U.S. Government Now Creating Terrorists So It Can Arrest Them
Mohamed Osman Mohamud, a 19-year-old U.S. citizen,was arrested this weekend for plotting to detonate a bomb at a downtown Portland, Oregon tree-lighting celebration. So that's good, right? Americans appreciate not getting blown up. But the thing is, Mohamud was never a member of a terrorist group. The FBI provided him a fake bomb and worked with him in the planning of the attack. But that's not unusual these days, because the government no longer just tries to find and arrest actual terrorists; it also tries to create terrorists it can then arrest. In fact, informants now like to stand in the parking lots of American mosques, offering hundreds of thousands of dollars and fancy cars to anyone who will sign up for jihad. It's a brave new world for thoughtcrime.
Mohamud was a student at Oregon State, and as far as we can tell from this AP story, was not promised to get rich quickly by becoming a terrorist. He, at least, did have an actual interest in becoming one, because the FBI saw his e-mails to a friend in Pakistan, asking if he knew Osama bin Laden's AIM handle or whatever. When Mohamud had no luck getting this contact info (WHAT? HIS FRIEND WAS IN PAKISTAN! HE MUST HAVE KNOWN TERRORISTS!), the government swooped in and told him they were hip terrorist guys with a bomb and a terrorist letterman's-jacket with his name stitched on it.
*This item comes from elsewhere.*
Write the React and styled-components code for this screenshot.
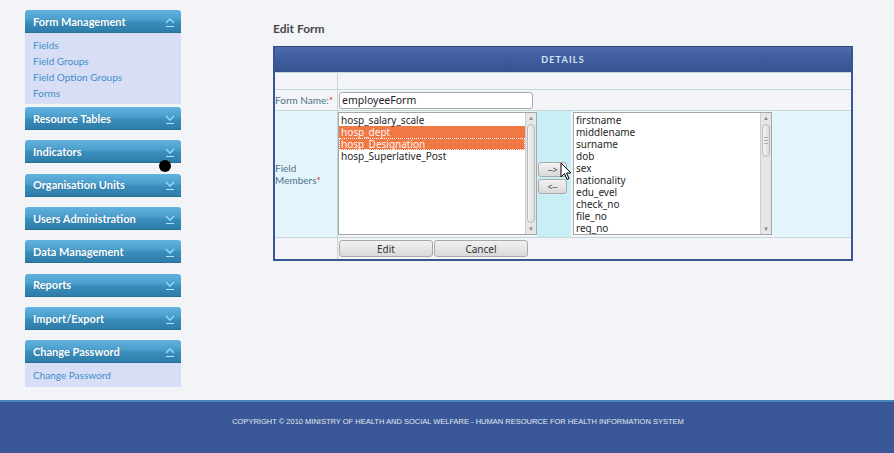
import styled, { createGlobalStyle } from "styled-components";

const GlobalStyle = createGlobalStyle`
  html, body {
    margin: 0;
    padding: 0;
    background: #f3f4f8;
  }
  body {
    font-family: "Lato", "Liberation Sans", sans-serif;
  }
`;

const Page = styled.div`
  position: relative;
  min-height: 453px;
  display: flex;
  flex-direction: column;
`;

const Body = styled.div`
  height: 400px;
  display: flex;
  align-items: flex-start;
`;

const Sidebar = styled.div`
  width: 156px;
  margin: 10px 0 0 25px;
  display: flex;
  flex-direction: column;
`;

const Section = styled.div`
  margin-bottom: ${(p) => (p.$open ? "3px" : "10.35px")};
`;

const SectionHead = styled.div`
  height: 23px;
  display: flex;
  align-items: center;
  justify-content: space-between;
  padding: 0 5px 0 8px;
  box-sizing: border-box;
  border-radius: 3px 3px 0 0;
  background: linear-gradient(#62b2de 0%, #4a9dcb 45%, #3a8ebd 55%, #2e7ca8 100%);
  border-bottom: 1px solid #2a6f96;
  color: #fff;
  font-weight: 700;
  font-size: 11px;
  text-shadow: 0 0 1px rgba(0, 40, 70, 0.3);
`;

const SubMenu = styled.div`
  background: #d9def7;
  padding: 4px 8px ${(p) => (p.$compact ? "4px" : "3px")};
  display: flex;
  flex-direction: column;
`;

const SubLink = styled.a`
  color: #3c8fc6;
  font-size: 10px;
  line-height: 16px;
  text-decoration: none;
`;

const Main = styled.div`
  margin-left: 92px;
  width: 580px;
  padding-top: 21px;
`;

const Title = styled.h2`
  margin: 0 0 10px;
  font-size: 12px;
  font-weight: 700;
  color: #4a4a4a;
  line-height: 15px;
`;

const Frame = styled.div`
  border: 2px solid #3a5593;
  border-top: none;
  background: #f3f4f8;
`;

const FrameHead = styled.div`
  height: 26px;
  box-sizing: border-box;
  display: flex;
  align-items: center;
  justify-content: center;
  background: linear-gradient(#4d6aad, #3f5c9e 50%, #36538f);
  border-top: 1px solid #2d4680;
  color: #dbe3f1;
  font-size: 9px;
  font-weight: 700;
  letter-spacing: 1.2px;
`;

const Row = styled.div`
  display: flex;
  height: ${(p) => p.$h}px;
  background: ${(p) => p.$bg || "#f3f4f8"};
  border-top: 1px solid #c4d8da;
  &:first-of-type {
    border-top: none;
  }
`;

const Label = styled.div`
  width: 62px;
  flex: none;
  border-right: 1px solid #c4d8da;
  display: flex;
  align-items: center;
  font-size: 10px;
  color: #4f7488;
  line-height: 12px;
`;

const Req = styled.span`
  color: #d8252b;
`;

const Cell = styled.div`
  display: flex;
  align-items: ${(p) => p.$align || "center"};
  width: ${(p) => (p.$w ? `${p.$w}px` : "auto")};
  flex: ${(p) => (p.$w ? "none" : "1")};
  background: ${(p) => p.$bg || "transparent"};
  padding: ${(p) => p.$pad || "0"};
  box-sizing: border-box;
`;

const TextInput = styled.div`
  width: 194px;
  height: 17px;
  box-sizing: border-box;
  border: 1px solid #aaa;
  border-radius: 3px;
  background: #fff;
  font-family: "Noto Sans", "Open Sans", sans-serif;
  font-size: 10.5px;
  color: #222;
  line-height: 15px;
  padding-left: 2px;
  margin-left: 1px;
`;

const ListBox = styled.div`
  width: ${(p) => p.$w}px;
  height: 123px;
  box-sizing: border-box;
  border: 1px solid #a6a6a6;
  background: #fff;
  display: flex;
`;

const Options = styled.div`
  flex: 1;
  padding-top: 1px;
  overflow: hidden;
`;

const Option = styled.div`
  height: 12px;
  line-height: 12px;
  font-family: "Noto Sans", "Open Sans", sans-serif;
  font-size: 10px;
  padding-left: 2px;
  color: ${(p) => (p.$sel ? "#fff3ee" : "#262626")};
  background: ${(p) => (p.$sel ? "#ef7845" : "transparent")};
  outline: ${(p) => (p.$focus ? "1px dotted #fff" : "none")};
  outline-offset: -1px;
  white-space: nowrap;
`;

const Scrollbar = styled.div`
  width: 10px;
  flex: none;
  background: #e6e6e6;
  border-left: 1px solid #cfcfcf;
  display: flex;
  flex-direction: column;
  align-items: center;
`;

const ScrollArrow = styled.div`
  height: 10px;
  width: 100%;
  display: flex;
  align-items: center;
  justify-content: center;
  color: #888;
  font-size: 6px;
  line-height: 1;
`;

const Track = styled.div`
  flex: 1;
  width: 100%;
  position: relative;
`;

const Thumb = styled.div`
  position: absolute;
  left: 1px;
  right: 1px;
  top: ${(p) => p.$top}px;
  height: ${(p) => p.$h}px;
  border-radius: 4px;
  border: 1px solid #b9b9b9;
  background: linear-gradient(90deg, #f4f4f4, #dcdcdc);
  box-sizing: border-box;
  display: flex;
  align-items: center;
  justify-content: center;
`;

const Grip = styled.div`
  width: 4px;
  height: 5px;
  border-top: 1px solid #aaa;
  border-bottom: 1px solid #aaa;
  position: relative;
  &::after {
    content: "";
    position: absolute;
    left: 0;
    right: 0;
    top: 2px;
    border-top: 1px solid #aaa;
  }
`;

const Button = styled.button`
  width: ${(p) => p.$w}px;
  height: ${(p) => p.$h}px;
  padding: 0;
  border: 1px solid #a9a9a9;
  border-radius: 3px;
  background: linear-gradient(#f2f2f2, #d9d9d9);
  font-family: "Noto Sans", "Open Sans", sans-serif;
  font-size: ${(p) => p.$fs || 10}px;
  color: #333;
  line-height: 1;
  margin-left: ${(p) => p.$ml || 0}px;
`;

const ArrowStack = styled.div`
  display: flex;
  flex-direction: column;
  gap: 2px;
  margin-left: 1px;
  margin-top: 8px;
`;

const Footer = styled.footer`
  height: 53px;
  box-sizing: border-box;
  background: #3a5897;
  border-top: 2px solid #4a86bd;
  display: flex;
  justify-content: center;
  padding-top: 15px;
  padding-left: 22px;
`;

const FooterText = styled.div`
  font-family: "Liberation Sans", Arial, sans-serif;
  font-size: 7.5px;
  color: #e3e7f0;
`;

const Dot = styled.div`
  position: absolute;
  left: 159px;
  top: 160px;
  width: 12px;
  height: 12px;
  border-radius: 50%;
  background: #000;
`;

const Cursor = styled.svg`
  position: absolute;
  left: 560px;
  top: 162px;
`;

function Chevron({ up }) {
  return (
    <svg width="12" height="13" viewBox="0 0 12 13">
      <path
        d={up ? "M2 8 L6 4 L10 8" : "M2 4 L6 8 L10 4"}
        fill="none"
        stroke="#8fd3fa"
        strokeWidth="1.6"
      />
      <path d="M2 11.5 H10" stroke="#b6e2fb" strokeWidth="1" />
    </svg>
  );
}

const sections = [
  { name: "Form Management", open: true, links: ["Fields", "Field Groups", "Field Option Groups", "Forms"] },
  { name: "Resource Tables" },
  { name: "Indicators" },
  { name: "Organisation Units" },
  { name: "Users Administration" },
  { name: "Data Management" },
  { name: "Reports" },
  { name: "Import/Export" },
  { name: "Change Password", open: true, links: ["Change Password"] },
];

const selected = [
  { name: "hosp_salary_scale" },
  { name: "hosp_dept", sel: true },
  { name: "hosp_Designation", sel: true, focus: true },
  { name: "hosp_Superlative_Post" },
];

const available = [
  "firstname",
  "middlename",
  "surname",
  "dob",
  "sex",
  "nationality",
  "edu_evel",
  "check_no",
  "file_no",
  "reg_no",
];

function Scroll({ thumbTop, thumbH, grip }) {
  return (
    <Scrollbar>
      <ScrollArrow>▲</ScrollArrow>
      <Track>
        <Thumb $top={thumbTop} $h={thumbH}>
          {grip && <Grip />}
        </Thumb>
      </Track>
      <ScrollArrow>▼</ScrollArrow>
    </Scrollbar>
  );
}

export default function App() {
  return (
    <>
      <GlobalStyle />
      <Page>
        <Body>
          <Sidebar>
            {sections.map((s) => (
              <Section key={s.name} $open={s.open}>
                <SectionHead>
                  <span>{s.name}</span>
                  <Chevron up={s.open} />
                </SectionHead>
                {s.links && (
                  <SubMenu $compact={s.links.length === 1}>
                    {s.links.map((l) => (
                      <SubLink key={l} href="#">
                        {l}
                      </SubLink>
                    ))}
                  </SubMenu>
                )}
              </Section>
            ))}
          </Sidebar>

          <Main>
            <Title>Edit Form</Title>
            <Frame>
              <FrameHead>DETAILS</FrameHead>
              <Row $h={16}>
                <Label />
                <Cell />
              </Row>
              <Row $h={20}>
                <Label>
                  Form Name:<Req>*</Req>
                </Label>
                <Cell>
                  <TextInput>employeeForm</TextInput>
                </Cell>
              </Row>
              <Row $h={126} $bg="#e4f4fb">
                <Label>
                  <span>
                    Field
                    <br />
                    Members<Req>*</Req>
                  </span>
                </Label>
                <Cell $w={199} $bg="#f3f4f8" $align="flex-start" $pad="1px 0 0 0">
                  <ListBox $w={199}>
                    <Options>
                      {selected.map((o) => (
                        <Option key={o.name} $sel={o.sel} $focus={o.focus}>
                          {o.name}
                        </Option>
                      ))}
                    </Options>
                    <Scroll thumbTop={1} thumbH={99} />
                  </ListBox>
                </Cell>
                <Cell $w={34} $bg="#c8eff5" $align="center">
                  <ArrowStack>
                    <Button $w={29} $h={15} $fs={8}>
                      --&gt;
                    </Button>
                    <Button $w={29} $h={15} $fs={8}>
                      &lt;--
                    </Button>
                  </ArrowStack>
                </Cell>
                <Cell $w={202} $bg="#f3f4f8" $align="flex-start" $pad="1px 0 0 2px">
                  <ListBox $w={199}>
                    <Options>
                      {available.map((o) => (
                        <Option key={o}>{o}</Option>
                      ))}
                    </Options>
                    <Scroll thumbTop={1} thumbH={33} grip />
                  </ListBox>
                </Cell>
                <Cell />
              </Row>
              <Row $h={21}>
                <Label />
                <Cell>
                  <Button $w={94} $h={17} $ml={1}>
                    Edit
                  </Button>
                  <Button $w={94} $h={17} $ml={1}>
                    Cancel
                  </Button>
                </Cell>
              </Row>
            </Frame>
          </Main>
        </Body>
        <Footer>
          <FooterText>
            COPYRIGHT © 2010 MINISTRY OF HEALTH AND SOCIAL WELFARE - HUMAN RESOURCE FOR HEALTH INFORMATION SYSTEM
          </FooterText>
        </Footer>
        <Dot />
        <Cursor width="12" height="19" viewBox="0 0 12 19">
          <path
            d="M1 1 L1 15 L4.5 11.5 L7 17.5 L9 16.6 L6.6 11 L11 11 Z"
            fill="#fff"
            stroke="#000"
            strokeWidth="1"
            strokeLinejoin="round"
          />
        </Cursor>
      </Page>
    </>
  );
}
Oh, why was the FBI reading this Mohamud guy's e-mails in the first place? It's never explained in this AP story. But c'mon, the kid's name is Mohamud. He shouldn't have let his parents name him that if he didn't want to be a terrorist. So obviously the answer to this problem was not continued surveillance but rather to entice this kid into dropping out of college to become the ULTIMATE TERRORIST.
It was also very difficult to decipher that this kid is an American citizen, because the AP story was so busy telling us he is a "Somali-born teenager" and PRECIOUS SMALL WHITE CHILDREN were at this Portland Christmas event (at which they were never in danger of exploding).
But here's an even more fun account in Slate about "four African-American ex-cons from Newburgh, N.Y." who were enticed into saying they would blow up two synagogues:
Hussain bought meals for the group of four men he assembled because none of them had jobs or money. The owner of a Newburgh restaurant where they occasionally ate considered him "the boss," because he would pick up the tab. Among his other inducements were the offer of $250,000 and a BMW to the most volubly anti-Semitic plotter, the man the government says was the ringleader, James Cromitie. To drive that car, Cromitie would have needed a driver's license—which he didn't have. Another supposed plotter, a Haitian, was a paranoid schizophrenic (according to his imam), which was the reason his deportation had been deferred (according to The Nation's TomDispatch.com), and who kept bottles of urine in his squalid apartment (according to the New York Times). The last two, both surnamed Williams, have histories of drug busts and minimum-wage jobs in Newburgh. At trial the government asserted that the plot was driven by anti-American hatred. But in papers filed in court by defense lawyers before the trial began, Cromitie is quoted in government transcripts explaining to Hussain that the men "will do it for the money. … They're not even thinking about the cause."
One of these guys tried to back out, "saying he didn't want to hurt any women or children," but the informant pressured him into staying with the group.
This is just perverse. Perhaps the government will one day figure out how to wind down bureaucracies and bureaucratic divisions once they're proved no longer necessary. But until then, the FBI will create terrorists for itself to bust because it doesn't have enough actual, group-aligned terrorists to hunt. And, perhaps, a fake bomb for you to assemble will suddenly arrive on your doorstep one day after you criticize the government or American society. But anti-terrorism efforts have to adjust to the actual threat eventually, right? It's not like archaic bureaucracies like the Tennessee Valley Authority are still around.
Mohamud was known at the Salman Al-Farisi Center in Corvallis, said Yosof Wanly, imam at the mosque. He said Mohamud was "an average university boy," drinking the occasional beer with friends in fraternities.
"He had some fraternity friends," Wanly said. "He would attend athletic (events), basketball games, whatever they are."